Records from a data source:

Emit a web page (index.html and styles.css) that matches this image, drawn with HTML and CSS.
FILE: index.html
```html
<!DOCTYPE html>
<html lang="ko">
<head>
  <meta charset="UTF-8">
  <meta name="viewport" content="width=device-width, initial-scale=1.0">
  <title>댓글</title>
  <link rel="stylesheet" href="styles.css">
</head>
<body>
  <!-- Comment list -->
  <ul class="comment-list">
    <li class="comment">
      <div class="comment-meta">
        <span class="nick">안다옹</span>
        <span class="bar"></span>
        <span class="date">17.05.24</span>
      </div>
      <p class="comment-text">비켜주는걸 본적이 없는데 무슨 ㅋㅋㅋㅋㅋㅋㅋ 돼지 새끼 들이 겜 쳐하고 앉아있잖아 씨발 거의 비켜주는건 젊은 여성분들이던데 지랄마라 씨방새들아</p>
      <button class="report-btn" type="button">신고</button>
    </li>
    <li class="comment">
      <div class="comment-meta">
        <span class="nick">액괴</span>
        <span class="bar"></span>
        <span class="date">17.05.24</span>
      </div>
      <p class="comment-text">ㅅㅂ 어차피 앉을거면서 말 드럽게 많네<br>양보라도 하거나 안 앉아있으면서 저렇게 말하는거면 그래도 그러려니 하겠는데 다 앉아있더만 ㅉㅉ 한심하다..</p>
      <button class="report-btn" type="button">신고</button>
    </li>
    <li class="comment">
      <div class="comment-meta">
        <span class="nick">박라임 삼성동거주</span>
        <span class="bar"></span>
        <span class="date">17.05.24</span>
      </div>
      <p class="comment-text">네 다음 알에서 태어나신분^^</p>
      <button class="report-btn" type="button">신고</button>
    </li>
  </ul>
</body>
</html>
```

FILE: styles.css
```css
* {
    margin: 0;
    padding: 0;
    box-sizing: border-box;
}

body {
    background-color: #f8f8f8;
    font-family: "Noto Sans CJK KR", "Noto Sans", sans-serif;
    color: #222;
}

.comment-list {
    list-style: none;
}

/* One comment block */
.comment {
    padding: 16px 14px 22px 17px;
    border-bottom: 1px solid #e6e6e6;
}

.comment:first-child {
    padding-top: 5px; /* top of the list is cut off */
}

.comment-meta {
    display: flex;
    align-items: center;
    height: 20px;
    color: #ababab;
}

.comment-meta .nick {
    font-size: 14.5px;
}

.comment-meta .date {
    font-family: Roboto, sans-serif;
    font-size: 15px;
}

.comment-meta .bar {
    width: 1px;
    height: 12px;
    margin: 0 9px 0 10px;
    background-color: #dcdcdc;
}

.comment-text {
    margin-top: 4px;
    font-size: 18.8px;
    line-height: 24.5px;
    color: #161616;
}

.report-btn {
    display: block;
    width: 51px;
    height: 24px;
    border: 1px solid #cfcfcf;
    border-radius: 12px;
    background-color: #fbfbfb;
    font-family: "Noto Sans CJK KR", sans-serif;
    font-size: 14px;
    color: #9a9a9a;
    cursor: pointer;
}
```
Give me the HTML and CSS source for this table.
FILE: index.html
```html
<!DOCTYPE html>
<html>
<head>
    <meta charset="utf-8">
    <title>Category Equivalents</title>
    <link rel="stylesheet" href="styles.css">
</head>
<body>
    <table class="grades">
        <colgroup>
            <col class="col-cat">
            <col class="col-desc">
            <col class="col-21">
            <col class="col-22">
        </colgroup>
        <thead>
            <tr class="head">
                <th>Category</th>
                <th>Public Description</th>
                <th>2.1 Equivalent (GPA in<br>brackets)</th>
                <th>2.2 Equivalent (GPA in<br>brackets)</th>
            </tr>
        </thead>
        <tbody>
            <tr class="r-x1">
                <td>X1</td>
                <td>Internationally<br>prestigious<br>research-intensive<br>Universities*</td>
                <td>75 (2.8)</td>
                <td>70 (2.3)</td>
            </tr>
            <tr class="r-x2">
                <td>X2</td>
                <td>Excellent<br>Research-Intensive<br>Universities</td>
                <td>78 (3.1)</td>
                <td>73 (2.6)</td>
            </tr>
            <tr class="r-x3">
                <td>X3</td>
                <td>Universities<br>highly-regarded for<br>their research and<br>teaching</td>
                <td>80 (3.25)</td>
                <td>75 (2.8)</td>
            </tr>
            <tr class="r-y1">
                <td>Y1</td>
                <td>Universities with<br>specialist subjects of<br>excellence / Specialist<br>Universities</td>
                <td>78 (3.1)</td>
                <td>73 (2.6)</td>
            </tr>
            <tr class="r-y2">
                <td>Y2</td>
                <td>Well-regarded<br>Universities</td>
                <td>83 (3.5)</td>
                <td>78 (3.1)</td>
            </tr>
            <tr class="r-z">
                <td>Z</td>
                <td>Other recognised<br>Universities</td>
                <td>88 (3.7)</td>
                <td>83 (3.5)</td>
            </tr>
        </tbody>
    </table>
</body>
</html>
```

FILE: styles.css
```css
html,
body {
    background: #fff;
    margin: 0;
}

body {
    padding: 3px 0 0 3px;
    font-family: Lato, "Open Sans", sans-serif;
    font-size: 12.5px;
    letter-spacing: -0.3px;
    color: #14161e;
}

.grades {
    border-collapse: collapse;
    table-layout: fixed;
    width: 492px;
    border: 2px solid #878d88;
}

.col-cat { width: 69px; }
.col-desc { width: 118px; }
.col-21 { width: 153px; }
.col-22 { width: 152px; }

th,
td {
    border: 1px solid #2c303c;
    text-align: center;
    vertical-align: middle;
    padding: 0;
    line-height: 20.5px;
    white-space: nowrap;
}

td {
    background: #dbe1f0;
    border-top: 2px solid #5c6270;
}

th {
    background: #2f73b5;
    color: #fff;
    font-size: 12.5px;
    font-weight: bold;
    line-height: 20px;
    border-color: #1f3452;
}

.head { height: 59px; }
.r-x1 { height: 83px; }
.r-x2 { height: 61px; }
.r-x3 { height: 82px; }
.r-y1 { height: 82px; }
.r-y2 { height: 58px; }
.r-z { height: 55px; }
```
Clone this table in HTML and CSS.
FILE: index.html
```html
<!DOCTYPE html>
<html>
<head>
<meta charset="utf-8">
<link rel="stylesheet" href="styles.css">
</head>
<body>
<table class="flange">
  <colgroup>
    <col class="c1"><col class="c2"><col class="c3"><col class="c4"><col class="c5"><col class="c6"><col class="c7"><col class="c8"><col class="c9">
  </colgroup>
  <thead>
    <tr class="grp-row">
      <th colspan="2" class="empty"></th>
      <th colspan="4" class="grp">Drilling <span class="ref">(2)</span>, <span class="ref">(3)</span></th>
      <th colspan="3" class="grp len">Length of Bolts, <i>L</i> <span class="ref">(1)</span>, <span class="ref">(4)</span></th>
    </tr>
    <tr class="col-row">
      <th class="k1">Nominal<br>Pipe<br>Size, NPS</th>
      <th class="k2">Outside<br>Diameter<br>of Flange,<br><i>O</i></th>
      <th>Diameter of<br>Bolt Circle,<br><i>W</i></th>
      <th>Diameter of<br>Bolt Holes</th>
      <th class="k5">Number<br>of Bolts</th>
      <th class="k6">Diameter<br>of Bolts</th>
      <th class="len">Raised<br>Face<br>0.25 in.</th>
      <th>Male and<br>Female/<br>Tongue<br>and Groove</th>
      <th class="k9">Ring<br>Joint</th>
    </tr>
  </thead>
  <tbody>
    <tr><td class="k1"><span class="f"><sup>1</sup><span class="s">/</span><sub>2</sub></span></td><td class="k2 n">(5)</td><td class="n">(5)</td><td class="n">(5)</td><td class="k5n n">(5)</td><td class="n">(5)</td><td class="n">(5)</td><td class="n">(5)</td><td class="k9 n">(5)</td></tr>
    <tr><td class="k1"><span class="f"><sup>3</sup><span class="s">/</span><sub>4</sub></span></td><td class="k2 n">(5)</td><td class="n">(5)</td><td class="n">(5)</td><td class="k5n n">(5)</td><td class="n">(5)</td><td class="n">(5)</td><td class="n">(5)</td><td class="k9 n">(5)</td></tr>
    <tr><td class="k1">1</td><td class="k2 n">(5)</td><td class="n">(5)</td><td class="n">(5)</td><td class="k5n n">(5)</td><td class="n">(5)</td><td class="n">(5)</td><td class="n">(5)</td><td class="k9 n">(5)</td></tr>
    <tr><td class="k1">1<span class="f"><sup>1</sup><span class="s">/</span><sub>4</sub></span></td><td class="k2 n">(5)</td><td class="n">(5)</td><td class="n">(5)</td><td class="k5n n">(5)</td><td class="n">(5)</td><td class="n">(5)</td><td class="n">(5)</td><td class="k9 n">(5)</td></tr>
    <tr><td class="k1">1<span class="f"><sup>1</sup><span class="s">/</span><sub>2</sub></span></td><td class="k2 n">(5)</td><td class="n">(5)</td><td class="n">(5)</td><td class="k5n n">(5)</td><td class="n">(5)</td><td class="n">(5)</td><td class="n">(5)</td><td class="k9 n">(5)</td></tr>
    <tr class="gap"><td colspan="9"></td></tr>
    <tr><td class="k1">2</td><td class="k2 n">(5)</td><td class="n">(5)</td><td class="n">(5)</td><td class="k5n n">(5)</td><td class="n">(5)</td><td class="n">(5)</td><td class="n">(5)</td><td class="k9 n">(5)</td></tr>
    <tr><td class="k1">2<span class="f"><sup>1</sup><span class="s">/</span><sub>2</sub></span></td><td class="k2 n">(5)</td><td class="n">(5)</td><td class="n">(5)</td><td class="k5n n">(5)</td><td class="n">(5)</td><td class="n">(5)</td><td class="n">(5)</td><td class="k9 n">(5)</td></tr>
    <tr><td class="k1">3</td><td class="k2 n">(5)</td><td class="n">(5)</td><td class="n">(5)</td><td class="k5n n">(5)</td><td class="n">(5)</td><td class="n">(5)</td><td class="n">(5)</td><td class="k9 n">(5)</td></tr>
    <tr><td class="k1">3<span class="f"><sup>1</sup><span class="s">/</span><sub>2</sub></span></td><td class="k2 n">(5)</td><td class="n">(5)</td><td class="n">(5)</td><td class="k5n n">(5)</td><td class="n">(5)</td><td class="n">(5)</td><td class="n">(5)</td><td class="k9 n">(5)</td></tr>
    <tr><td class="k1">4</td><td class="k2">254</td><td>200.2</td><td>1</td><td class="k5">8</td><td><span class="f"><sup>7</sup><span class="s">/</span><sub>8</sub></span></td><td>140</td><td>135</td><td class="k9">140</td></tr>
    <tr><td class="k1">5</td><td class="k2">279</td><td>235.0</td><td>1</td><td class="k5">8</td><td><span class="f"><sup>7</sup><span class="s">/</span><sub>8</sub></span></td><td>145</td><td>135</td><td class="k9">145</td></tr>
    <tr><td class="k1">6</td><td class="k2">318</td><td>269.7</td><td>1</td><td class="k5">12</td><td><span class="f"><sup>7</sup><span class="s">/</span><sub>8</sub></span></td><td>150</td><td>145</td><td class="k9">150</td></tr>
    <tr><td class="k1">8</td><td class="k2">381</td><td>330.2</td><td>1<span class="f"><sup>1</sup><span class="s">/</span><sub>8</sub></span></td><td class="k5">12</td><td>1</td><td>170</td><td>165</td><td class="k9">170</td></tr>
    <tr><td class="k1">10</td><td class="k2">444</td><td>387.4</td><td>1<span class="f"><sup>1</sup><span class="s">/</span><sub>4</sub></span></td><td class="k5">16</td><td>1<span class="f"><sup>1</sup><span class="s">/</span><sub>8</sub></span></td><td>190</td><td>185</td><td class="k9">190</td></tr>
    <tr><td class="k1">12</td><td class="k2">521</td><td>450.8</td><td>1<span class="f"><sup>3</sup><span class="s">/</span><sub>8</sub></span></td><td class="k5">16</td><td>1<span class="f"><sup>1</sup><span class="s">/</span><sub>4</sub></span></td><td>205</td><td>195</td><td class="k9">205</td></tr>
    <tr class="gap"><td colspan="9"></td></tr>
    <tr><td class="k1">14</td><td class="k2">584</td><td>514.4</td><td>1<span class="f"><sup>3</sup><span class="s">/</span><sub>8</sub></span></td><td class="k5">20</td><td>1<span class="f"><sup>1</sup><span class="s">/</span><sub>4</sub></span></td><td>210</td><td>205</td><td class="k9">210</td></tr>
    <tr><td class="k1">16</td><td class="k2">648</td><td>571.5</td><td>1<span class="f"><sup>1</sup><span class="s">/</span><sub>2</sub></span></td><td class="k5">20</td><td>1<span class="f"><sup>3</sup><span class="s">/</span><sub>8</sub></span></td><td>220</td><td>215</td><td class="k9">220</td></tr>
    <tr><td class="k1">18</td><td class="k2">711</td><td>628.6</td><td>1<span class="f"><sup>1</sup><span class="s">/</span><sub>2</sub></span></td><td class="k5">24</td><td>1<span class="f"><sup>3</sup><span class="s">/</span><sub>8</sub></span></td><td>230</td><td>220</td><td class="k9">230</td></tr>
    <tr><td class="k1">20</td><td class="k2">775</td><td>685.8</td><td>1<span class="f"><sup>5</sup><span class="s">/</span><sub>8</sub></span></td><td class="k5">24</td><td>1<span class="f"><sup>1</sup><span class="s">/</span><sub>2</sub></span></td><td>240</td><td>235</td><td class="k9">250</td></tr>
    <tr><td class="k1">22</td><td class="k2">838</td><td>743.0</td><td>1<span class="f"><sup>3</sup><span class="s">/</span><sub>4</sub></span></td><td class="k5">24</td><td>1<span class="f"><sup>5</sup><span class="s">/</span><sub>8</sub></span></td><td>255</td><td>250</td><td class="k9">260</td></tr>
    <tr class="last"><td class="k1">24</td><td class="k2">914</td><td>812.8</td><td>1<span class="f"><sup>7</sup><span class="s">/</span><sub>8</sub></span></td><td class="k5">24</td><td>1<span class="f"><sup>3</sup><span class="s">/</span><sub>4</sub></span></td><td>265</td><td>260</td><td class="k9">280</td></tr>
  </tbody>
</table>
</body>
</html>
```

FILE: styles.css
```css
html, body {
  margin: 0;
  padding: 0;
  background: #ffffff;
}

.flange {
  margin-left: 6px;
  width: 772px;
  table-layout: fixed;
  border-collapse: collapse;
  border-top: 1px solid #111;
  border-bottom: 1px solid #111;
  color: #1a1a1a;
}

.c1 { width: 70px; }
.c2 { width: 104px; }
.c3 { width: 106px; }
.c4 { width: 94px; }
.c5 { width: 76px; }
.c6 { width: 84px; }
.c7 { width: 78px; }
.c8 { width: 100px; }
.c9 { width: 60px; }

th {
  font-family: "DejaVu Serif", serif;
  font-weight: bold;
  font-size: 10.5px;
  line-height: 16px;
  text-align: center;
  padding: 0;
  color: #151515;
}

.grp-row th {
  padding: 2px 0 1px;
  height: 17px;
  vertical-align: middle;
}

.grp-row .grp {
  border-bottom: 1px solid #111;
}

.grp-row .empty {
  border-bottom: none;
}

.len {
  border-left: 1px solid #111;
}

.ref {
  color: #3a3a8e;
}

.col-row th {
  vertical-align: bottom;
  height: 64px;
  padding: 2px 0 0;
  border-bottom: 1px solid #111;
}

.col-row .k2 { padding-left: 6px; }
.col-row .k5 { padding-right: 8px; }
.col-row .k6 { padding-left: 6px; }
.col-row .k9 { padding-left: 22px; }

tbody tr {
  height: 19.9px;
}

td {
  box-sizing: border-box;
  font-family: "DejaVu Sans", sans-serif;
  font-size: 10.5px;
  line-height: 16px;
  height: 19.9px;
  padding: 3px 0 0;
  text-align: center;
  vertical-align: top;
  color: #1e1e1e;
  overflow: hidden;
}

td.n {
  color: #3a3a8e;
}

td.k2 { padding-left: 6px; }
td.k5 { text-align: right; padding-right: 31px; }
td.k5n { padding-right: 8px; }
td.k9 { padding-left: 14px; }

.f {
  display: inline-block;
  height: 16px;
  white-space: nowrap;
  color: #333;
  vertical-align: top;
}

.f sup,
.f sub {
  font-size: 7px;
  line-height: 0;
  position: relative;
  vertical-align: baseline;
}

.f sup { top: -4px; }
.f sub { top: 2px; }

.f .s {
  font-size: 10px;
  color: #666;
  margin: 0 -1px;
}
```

CHALLENGE: Using the data above, say how many lines include "with". No other reply is needed.

RESPONSE TO THE EXERCISE: 2